Electric vehicle charging station with empty parking lot

The EV Tax Credit Hangover: What October's Numbers Already Tell Us

With the federal $7,500 EV tax credit gone, October 2025 is revealing what the market really looks like without taxpayer subsidies — and it's a recalibration no one in the industry can ignore.

By Jay Seem

The numbers from October 2025 aren’t in yet, but the direction is already clear. After buyers rushed to claim the federal $7,500 EV tax credit in a last-minute buying spree during September 2025 — pushing EV retail share to an estimated 8.9 percent that month — October is poised to deliver a sharp correction. J.D. Power’s forecast, published in late October, predicted EV retail share would collapse to just 5.2 percent, a nearly 42 percent drop from September’s surge.

That’s not a market crash. It’s a hangover.

The Credit Was Always a Pull-Forward

The dynamics here aren’t complicated. When a $7,500 federal incentive is available, consumers who were already considering an EV have a financial nudge to act now rather than later. That creates a spike in demand — but it also means you’ve borrowed future sales from subsequent months. When the credit disappears, you get a trough.

The real question was never whether October would be worse than September. It was how much worse.

Cox Automotive’s EV Market Monitor for October 2025 offers some important nuance. While average transaction prices for new EVs climbed to $59,125 in October — up 1.6 percent from September and 2.3 percent year over year — that’s partly a composition effect. Without entry-level and mid-market EVs moving in volume, the remaining sales skew toward higher-trim, premium models. The headline number looks stable; the underlying market looks fragile.

What the Experts Said Before the Drop

In the weeks leading up to October, analysts were nearly unanimous. S&P Global Mobility projected the EV share of new vehicle registrations would fall to approximately 6.9 percent in October from 7.6 percent a year earlier. InsideEVs published estimates suggesting a steep decline in volume even as percentage share held better. The general consensus: EV adoption would slow, but not stop.

The automotive retail federation’s NADA Market Beat, published October 31, put hard numbers on it. BEV sales in October totaled just under 75,000 units — a decline of 46.7 percent compared to September 2025 and down 23.8 percent year over year. Those are the first official post-credit numbers, and they’re brutal in their clarity.

Tesla’s Curious Resilience

One of the more interesting subplots emerging from October’s data is Tesla’s relative performance. While legacy automakers saw sharp EV sales declines, Tesla maintained a stronger position — partly because its vehicles no longer qualified for the credit even before the repeal (Tesla had hit the 200,000-unit cap that phases out manufacturer eligibility). Tesla buyers had already been purchasing without the credit since early 2023.

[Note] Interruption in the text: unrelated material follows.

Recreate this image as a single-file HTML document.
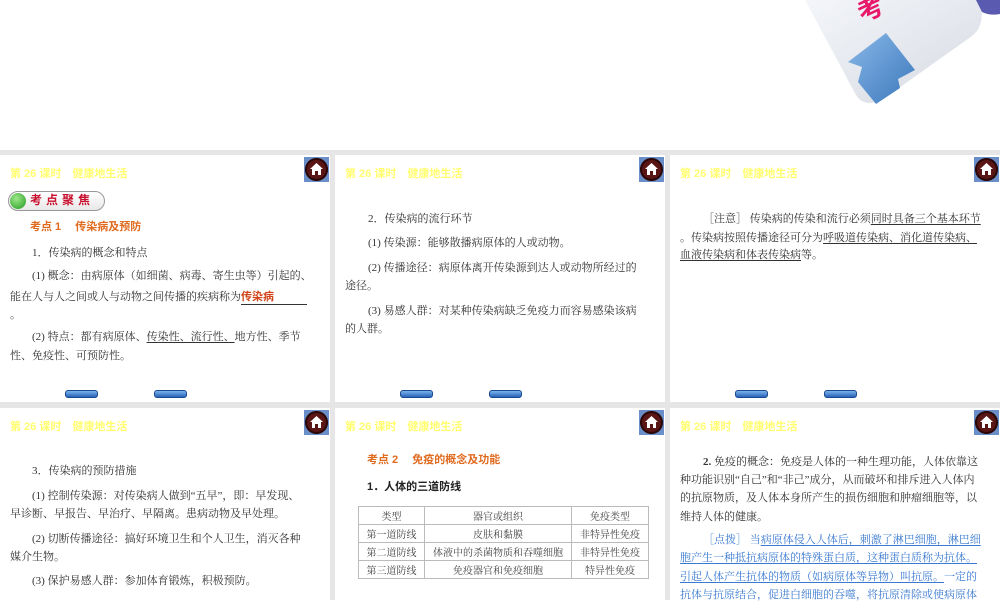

This paradox — that Tesla, which never meaningfully benefited from the credit’s final phase, appears least affected by its removal — suggests the market’s response is as much psychological as financial. When buyers see $7,500 off a Bolt EV or Ioniq 5, they react. When they see the same Bolt EV at full price, some of them wait.

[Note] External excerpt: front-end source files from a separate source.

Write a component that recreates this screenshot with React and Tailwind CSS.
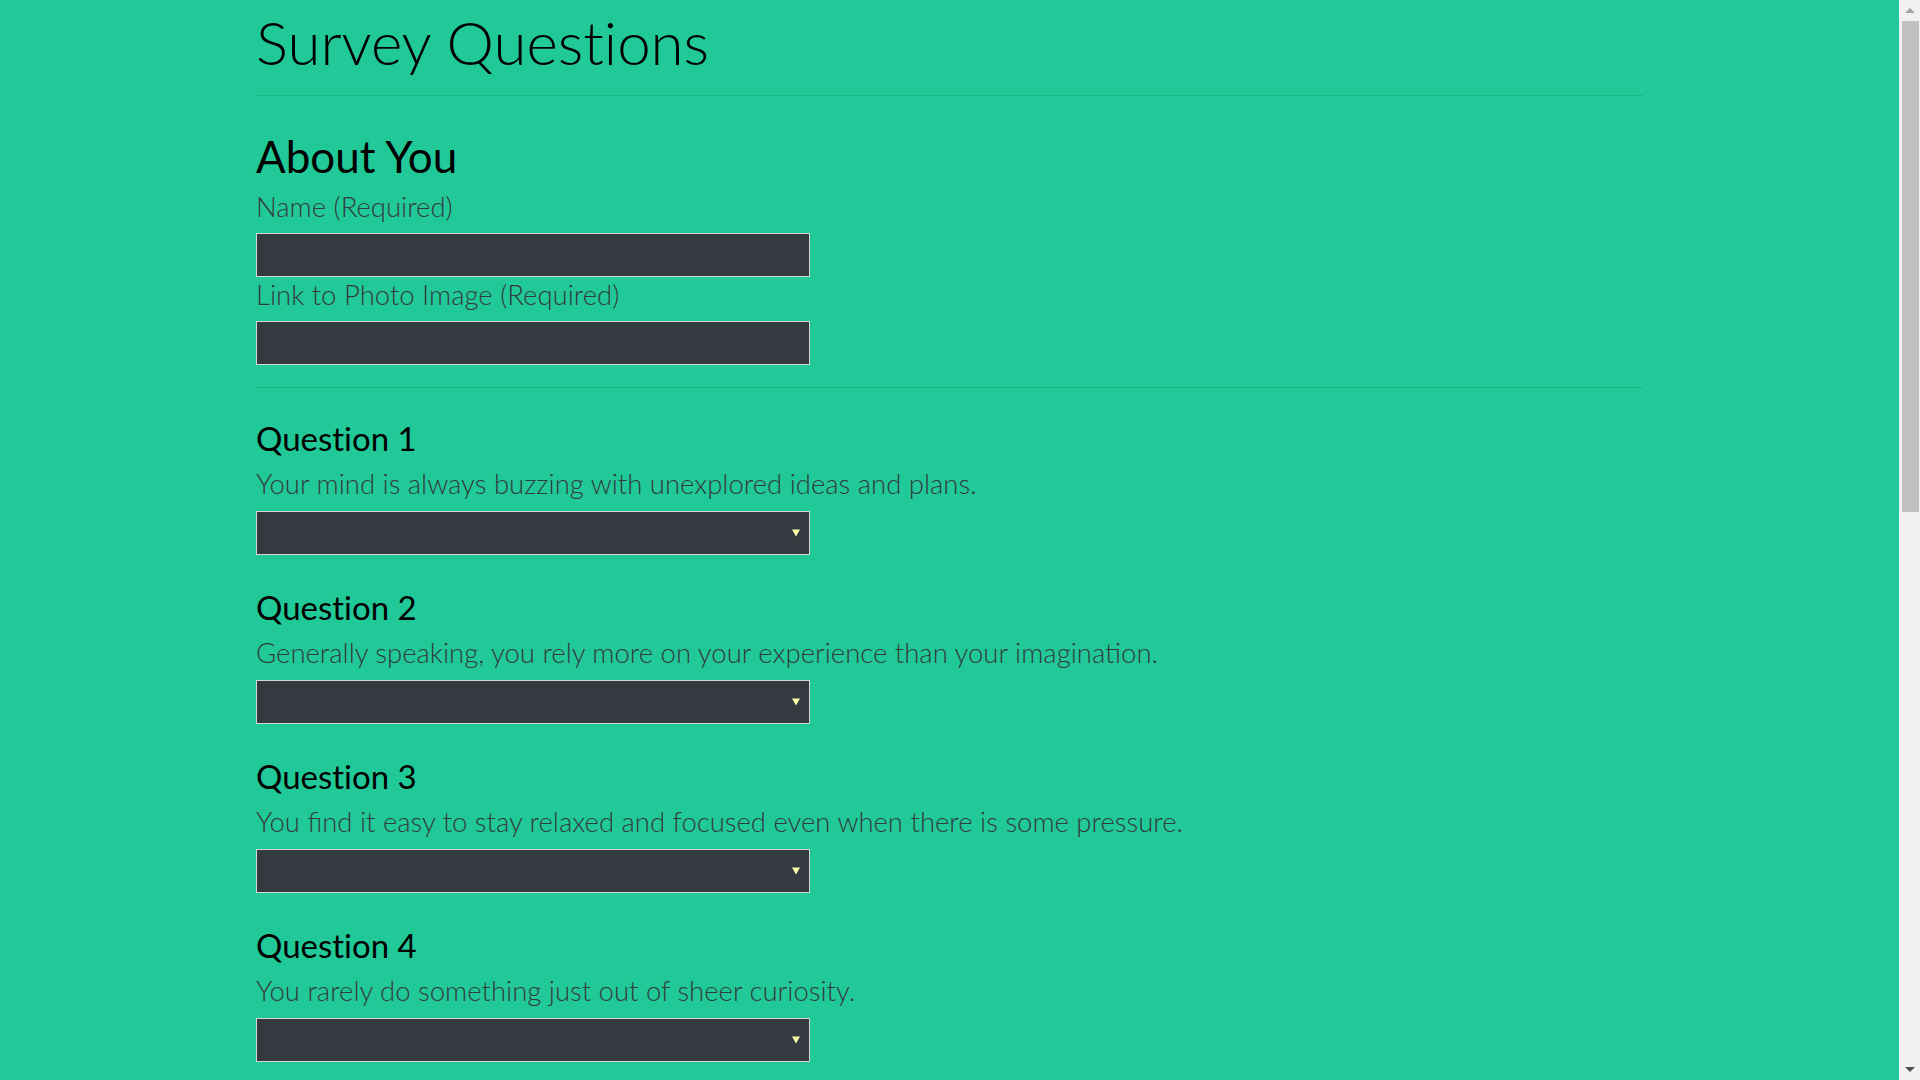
const QUESTIONS = [
  'Your mind is always buzzing with unexplored ideas and plans.',
  'Generally speaking, you rely more on your experience than your imagination.',
  'You find it easy to stay relaxed and focused even when there is some pressure.',
  'You rarely do something just out of sheer curiosity.',
  'People can rarely upset you.',
  "It is often difficult for you to relate to other people's feelings.",
  'In a discussion, truth should be more important than people\u2019s sensitivities.',
  'You rarely get carried away by fantasies and ideas.',
  "You think that everyone's views should be respected regardless of whether they are supported by facts or not.",
  'You feel more energetic after spending time with a group of people.',
];

const OPTIONS = ['', '1 (Strongly Disagree)', '2', '3', '4', '5 (Strongly Agree)'];

function Field({ label }) {
  return (
    <div className="flex flex-col">
      <label className="text-[27.5px] leading-[34px] font-light text-[#343a40]">{label}</label>
      <input
        type="text"
        className="mt-[9px] w-[554px] h-[44px] bg-[#343a40] border border-[#d6d6d6] text-white px-3 text-[20px] outline-none"
      />
    </div>
  );
}

function Question({ n, text }) {
  return (
    <div className="flex flex-col mb-[31px]">
      <h3 className="text-[33px] leading-[42px] font-normal text-black [font-variant-ligatures:none]">
        Question {n}
      </h3>
      <p className="mt-[8px] text-[27.5px] leading-[34px] font-light text-[#343a40]">{text}</p>
      <div className="relative mt-[10px] w-[554px]">
        <select className="w-full h-[44px] bg-[#343a40] border border-[#d6d6d6] text-white px-3 text-[20px] appearance-none outline-none">
          {OPTIONS.map((o) => (
            <option key={o}>{o}</option>
          ))}
        </select>
        {/* arrow */}
        <span className="pointer-events-none absolute right-[10px] top-1/2 -translate-y-1/2 w-0 h-0 border-l-[4px] border-r-[4px] border-t-[7px] border-l-transparent border-r-transparent border-t-[#fdfdaa]" />
      </div>
    </div>
  );
}

function Scrollbar() {
  return (
    <div className="w-[21px] h-screen bg-[#f1f1f1] flex flex-col items-center shrink-0">
      <div className="h-[21px] w-full flex items-center justify-center">
        <span className="w-0 h-0 border-l-[5px] border-r-[5px] border-b-[5px] border-l-transparent border-r-transparent border-b-[#a3a3a3]" />
      </div>
      <div className="w-[17px] h-[491px] bg-[#c1c1c1] ml-[1px]" />
      <div className="flex-1" />
      <div className="h-[21px] w-full flex items-center justify-center">
        <span className="w-0 h-0 border-l-[5px] border-r-[5px] border-t-[5px] border-l-transparent border-r-transparent border-t-[#505050]" />
      </div>
    </div>
  );
}

export default function App() {
  return (
    <div className="h-screen flex bg-[#20c997] font-['Lato','Open_Sans',sans-serif] overflow-hidden">
      <div className="flex-1 h-screen overflow-y-auto">
        <div className="w-[1387px] mx-auto pt-[4px] pb-[60px]">
          <h1 className="text-[60px] leading-[76px] font-light text-black [font-variant-ligatures:none]">
            Survey Questions
          </h1>
          <hr className="mt-[15px] border-0 border-t border-black/10" />

          <h2 className="mt-[33px] text-[44px] leading-[54px] font-normal text-black">About You</h2>
          <div className="mt-[7px] flex flex-col gap-[1px]">
            <Field label="Name (Required)" />
            <Field label="Link to Photo Image (Required)" />
          </div>
          <hr className="mt-[22px] mb-[29px] border-0 border-t border-black/10" />

          {QUESTIONS.map((q, i) => (
            <Question key={i} n={i + 1} text={q} />
          ))}

          <button className="mt-[10px] px-6 py-3 bg-[#343a40] text-white text-[24px] font-light border border-[#d6d6d6]">
            Submit
          </button>
        </div>
      </div>
      <Scrollbar />
    </div>
  );
}
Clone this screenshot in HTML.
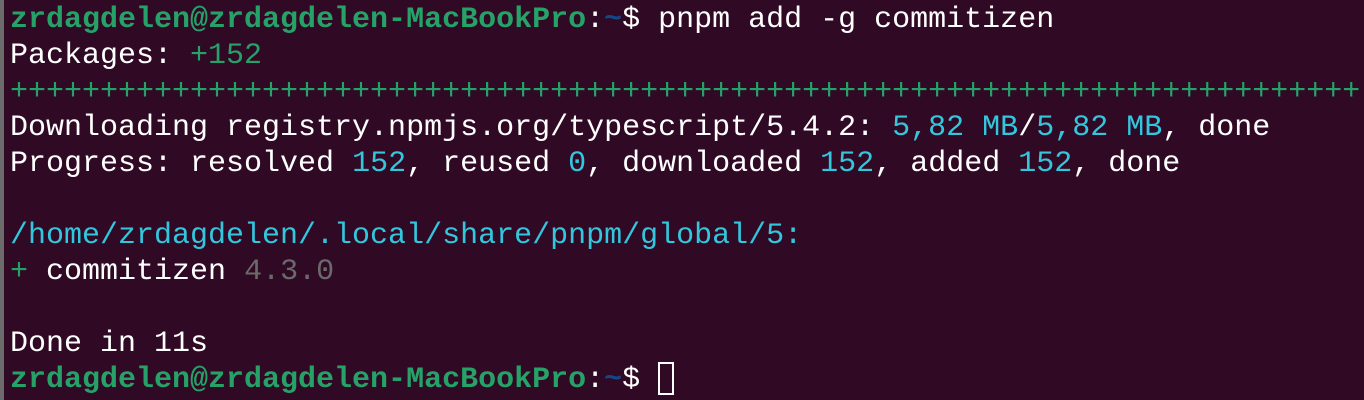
<!DOCTYPE html>
<html><head><style>
html,body{margin:0;padding:0;}
body{width:1364px;height:400px;background:#300a24;overflow:hidden;position:relative;}
.l{position:absolute;left:0;top:0;width:4px;height:400px;background:#6b6b6b;}
pre{position:absolute;left:10px;top:2px;margin:0;font-family:"Liberation Mono",monospace;font-size:30px;line-height:36px;color:#ffffff;white-space:pre;}
.g{color:#26a269;}
.gb{color:#26a269;font-weight:bold;}
.bl{color:#12488b;font-weight:bold;}
.c2{color:#33c7de;}
.gr{color:#6a6a6a;}
.cur{display:inline-block;width:16px;height:33px;border:2px solid #fff;vertical-align:-8px;box-sizing:border-box;}
</style></head><body>
<div class="l"></div>
<pre><span class="gb">zrdagdelen@zrdagdelen-MacBookPro</span>:<span class="bl">~</span>$ pnpm add -g commitizen
Packages: <span class="g">+152</span>
<span class="g">+++++++++++++++++++++++++++++++++++++++++++++++++++++++++++++++++++++++++++</span>
Downloading registry.npmjs.org/typescript/5.4.2: <span class="c2">5,82 MB</span>/<span class="c2">5,82 MB</span>, done
Progress: resolved <span class="c2">152</span>, reused <span class="c2">0</span>, downloaded <span class="c2">152</span>, added <span class="c2">152</span>, done

<span class="c2">/home/zrdagdelen/.local/share/pnpm/global/5:</span>
<span class="g">+</span> commitizen <span class="gr">4.3.0</span>

Done in 11s
<span class="gb">zrdagdelen@zrdagdelen-MacBookPro</span>:<span class="bl">~</span>$ <span class="cur"></span></pre>
</body></html>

Ford’s Q3 2025 numbers, reported before the October collapse, showed EV sales up 30 percent year over year — a surge driven almost entirely by customers accelerating purchases ahead of the credit deadline. Ford’s October numbers will show how many of those customers were pulled forward.

The International Comparison

It’s worth stepping back to see the broader picture. In China, EVs held 58 percent of new vehicle sales as of September 2025, up 16 percent year over year. In Europe, EVs hit 32 percent share, up 35 percent from the prior year. Both markets have their own incentive structures, but both also have more diverse EV offerings at lower price points — the BYD Seagull starts at roughly $10,000 in China, and the Dacia Spring has brought sub-€20,000 EVs to European buyers.

The United States, without a meaningful entry-level EV segment and now without a universal federal incentive, is carving its own path. The market is still growing in absolute terms — S&P Global Mobility still projects the US EV share reaching 25 percent by 2030 — but the path is bumpier than the industry’s most optimistic projections suggested even a year ago.

What Happens Next

The federal incentive landscape may not remain static. Several automaker-backed lobbying efforts were reportedly underway in October 2025 to restore or replace the credit, with Ford going so far as to publicly call for an extension. Whether those efforts succeed — and in what form — will shape whether 2026 brings a rebound or an extended trough.

For now, the October data is a data point, not a verdict. One month’s collapse after a credit-fueled spike tells you about the incentive’s effect, not necessarily about underlying EV demand. The automakers still committed to electrification — GM with its Ultium platform, Hyundai/Kia with their strong E-GMP lineup, Rivian with its expanding portfolio — are betting that as charging infrastructure improves and more affordable options arrive, the credit becomes less critical.

That bet is being tested in real time.